Start of DATA IN THIS EXERCISE

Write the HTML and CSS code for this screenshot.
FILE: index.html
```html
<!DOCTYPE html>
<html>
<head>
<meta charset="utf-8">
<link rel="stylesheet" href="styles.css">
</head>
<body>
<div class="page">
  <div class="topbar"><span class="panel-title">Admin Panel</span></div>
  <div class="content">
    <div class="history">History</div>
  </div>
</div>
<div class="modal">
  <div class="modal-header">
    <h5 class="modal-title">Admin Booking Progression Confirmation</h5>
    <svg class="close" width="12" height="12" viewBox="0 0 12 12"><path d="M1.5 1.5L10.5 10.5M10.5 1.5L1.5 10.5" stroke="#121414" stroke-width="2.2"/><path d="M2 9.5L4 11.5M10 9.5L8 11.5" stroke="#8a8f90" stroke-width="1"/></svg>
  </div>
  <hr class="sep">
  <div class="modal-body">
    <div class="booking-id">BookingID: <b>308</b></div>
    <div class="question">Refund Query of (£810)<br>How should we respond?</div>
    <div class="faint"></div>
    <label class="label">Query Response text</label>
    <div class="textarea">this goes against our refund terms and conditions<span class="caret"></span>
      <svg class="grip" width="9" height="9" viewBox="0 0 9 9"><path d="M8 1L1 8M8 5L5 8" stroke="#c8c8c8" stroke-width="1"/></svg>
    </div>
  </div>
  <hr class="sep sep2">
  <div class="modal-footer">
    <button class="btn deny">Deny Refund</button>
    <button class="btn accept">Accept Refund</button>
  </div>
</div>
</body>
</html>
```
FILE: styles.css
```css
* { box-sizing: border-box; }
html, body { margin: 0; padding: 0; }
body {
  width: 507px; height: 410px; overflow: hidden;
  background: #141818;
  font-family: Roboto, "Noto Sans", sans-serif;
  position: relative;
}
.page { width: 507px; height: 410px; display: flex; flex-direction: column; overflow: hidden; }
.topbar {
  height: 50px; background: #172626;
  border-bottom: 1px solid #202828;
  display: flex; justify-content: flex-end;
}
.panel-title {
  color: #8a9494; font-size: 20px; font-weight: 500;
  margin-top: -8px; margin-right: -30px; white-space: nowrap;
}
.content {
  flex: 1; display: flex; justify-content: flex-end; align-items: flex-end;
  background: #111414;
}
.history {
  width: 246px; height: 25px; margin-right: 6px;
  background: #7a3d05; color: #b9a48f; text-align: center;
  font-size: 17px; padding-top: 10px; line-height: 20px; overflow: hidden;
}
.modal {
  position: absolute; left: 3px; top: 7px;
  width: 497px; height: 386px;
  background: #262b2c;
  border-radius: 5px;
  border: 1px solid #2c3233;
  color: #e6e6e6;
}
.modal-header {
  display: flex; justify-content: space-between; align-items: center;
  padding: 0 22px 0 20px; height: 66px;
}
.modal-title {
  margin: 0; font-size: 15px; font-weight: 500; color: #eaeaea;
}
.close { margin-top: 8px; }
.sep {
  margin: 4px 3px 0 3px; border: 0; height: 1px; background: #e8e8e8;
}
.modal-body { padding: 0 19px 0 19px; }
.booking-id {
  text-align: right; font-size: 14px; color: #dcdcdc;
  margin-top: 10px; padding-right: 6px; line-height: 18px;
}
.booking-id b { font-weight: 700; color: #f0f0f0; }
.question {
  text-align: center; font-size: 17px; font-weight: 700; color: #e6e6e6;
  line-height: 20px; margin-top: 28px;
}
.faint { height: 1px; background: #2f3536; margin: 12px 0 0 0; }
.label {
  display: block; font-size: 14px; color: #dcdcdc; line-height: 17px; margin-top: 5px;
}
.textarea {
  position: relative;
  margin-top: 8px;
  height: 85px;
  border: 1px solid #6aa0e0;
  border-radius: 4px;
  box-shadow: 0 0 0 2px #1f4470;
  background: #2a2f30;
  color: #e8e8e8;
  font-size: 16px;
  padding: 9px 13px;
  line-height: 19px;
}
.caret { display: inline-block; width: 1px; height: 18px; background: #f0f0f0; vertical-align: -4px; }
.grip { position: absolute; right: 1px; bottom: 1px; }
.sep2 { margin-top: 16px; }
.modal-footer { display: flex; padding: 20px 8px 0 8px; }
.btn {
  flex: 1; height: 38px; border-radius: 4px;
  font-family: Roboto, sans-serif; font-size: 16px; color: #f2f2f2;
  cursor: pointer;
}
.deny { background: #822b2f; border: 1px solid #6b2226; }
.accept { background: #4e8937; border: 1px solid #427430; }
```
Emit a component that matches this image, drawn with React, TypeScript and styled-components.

End of DATA IN THIS EXERCISE

PROBLEM REQUIREMENTS - Return each entry from the material above exactly as it appears.

SOLUTION TO THE EXERCISE -
Write the HTML and CSS code for this screenshot.
FILE: index.html
```html
<!DOCTYPE html>
<html>
<head>
<meta charset="utf-8">
<link rel="stylesheet" href="styles.css">
</head>
<body>
<div class="page">
  <div class="topbar"><span class="panel-title">Admin Panel</span></div>
  <div class="content">
    <div class="history">History</div>
  </div>
</div>
<div class="modal">
  <div class="modal-header">
    <h5 class="modal-title">Admin Booking Progression Confirmation</h5>
    <svg class="close" width="12" height="12" viewBox="0 0 12 12"><path d="M1.5 1.5L10.5 10.5M10.5 1.5L1.5 10.5" stroke="#121414" stroke-width="2.2"/><path d="M2 9.5L4 11.5M10 9.5L8 11.5" stroke="#8a8f90" stroke-width="1"/></svg>
  </div>
  <hr class="sep">
  <div class="modal-body">
    <div class="booking-id">BookingID: <b>308</b></div>
    <div class="question">Refund Query of (£810)<br>How should we respond?</div>
    <div class="faint"></div>
    <label class="label">Query Response text</label>
    <div class="textarea">this goes against our refund terms and conditions<span class="caret"></span>
      <svg class="grip" width="9" height="9" viewBox="0 0 9 9"><path d="M8 1L1 8M8 5L5 8" stroke="#c8c8c8" stroke-width="1"/></svg>
    </div>
  </div>
  <hr class="sep sep2">
  <div class="modal-footer">
    <button class="btn deny">Deny Refund</button>
    <button class="btn accept">Accept Refund</button>
  </div>
</div>
</body>
</html>
```
FILE: styles.css
```css
* { box-sizing: border-box; }
html, body { margin: 0; padding: 0; }
body {
  width: 507px; height: 410px; overflow: hidden;
  background: #141818;
  font-family: Roboto, "Noto Sans", sans-serif;
  position: relative;
}
.page { width: 507px; height: 410px; display: flex; flex-direction: column; overflow: hidden; }
.topbar {
  height: 50px; background: #172626;
  border-bottom: 1px solid #202828;
  display: flex; justify-content: flex-end;
}
.panel-title {
  color: #8a9494; font-size: 20px; font-weight: 500;
  margin-top: -8px; margin-right: -30px; white-space: nowrap;
}
.content {
  flex: 1; display: flex; justify-content: flex-end; align-items: flex-end;
  background: #111414;
}
.history {
  width: 246px; height: 25px; margin-right: 6px;
  background: #7a3d05; color: #b9a48f; text-align: center;
  font-size: 17px; padding-top: 10px; line-height: 20px; overflow: hidden;
}
.modal {
  position: absolute; left: 3px; top: 7px;
  width: 497px; height: 386px;
  background: #262b2c;
  border-radius: 5px;
  border: 1px solid #2c3233;
  color: #e6e6e6;
}
.modal-header {
  display: flex; justify-content: space-between; align-items: center;
  padding: 0 22px 0 20px; height: 66px;
}
.modal-title {
  margin: 0; font-size: 15px; font-weight: 500; color: #eaeaea;
}
.close { margin-top: 8px; }
.sep {
  margin: 4px 3px 0 3px; border: 0; height: 1px; background: #e8e8e8;
}
.modal-body { padding: 0 19px 0 19px; }
.booking-id {
  text-align: right; font-size: 14px; color: #dcdcdc;
  margin-top: 10px; padding-right: 6px; line-height: 18px;
}
.booking-id b { font-weight: 700; color: #f0f0f0; }
.question {
  text-align: center; font-size: 17px; font-weight: 700; color: #e6e6e6;
  line-height: 20px; margin-top: 28px;
}
.faint { height: 1px; background: #2f3536; margin: 12px 0 0 0; }
.label {
  display: block; font-size: 14px; color: #dcdcdc; line-height: 17px; margin-top: 5px;
}
.textarea {
  position: relative;
  margin-top: 8px;
  height: 85px;
  border: 1px solid #6aa0e0;
  border-radius: 4px;
  box-shadow: 0 0 0 2px #1f4470;
  background: #2a2f30;
  color: #e8e8e8;
  font-size: 16px;
  padding: 9px 13px;
  line-height: 19px;
}
.caret { display: inline-block; width: 1px; height: 18px; background: #f0f0f0; vertical-align: -4px; }
.grip { position: absolute; right: 1px; bottom: 1px; }
.sep2 { margin-top: 16px; }
.modal-footer { display: flex; padding: 20px 8px 0 8px; }
.btn {
  flex: 1; height: 38px; border-radius: 4px;
  font-family: Roboto, sans-serif; font-size: 16px; color: #f2f2f2;
  cursor: pointer;
}
.deny { background: #822b2f; border: 1px solid #6b2226; }
.accept { background: #4e8937; border: 1px solid #427430; }
```
Emit a component that matches this image, drawn with React, TypeScript and styled-components.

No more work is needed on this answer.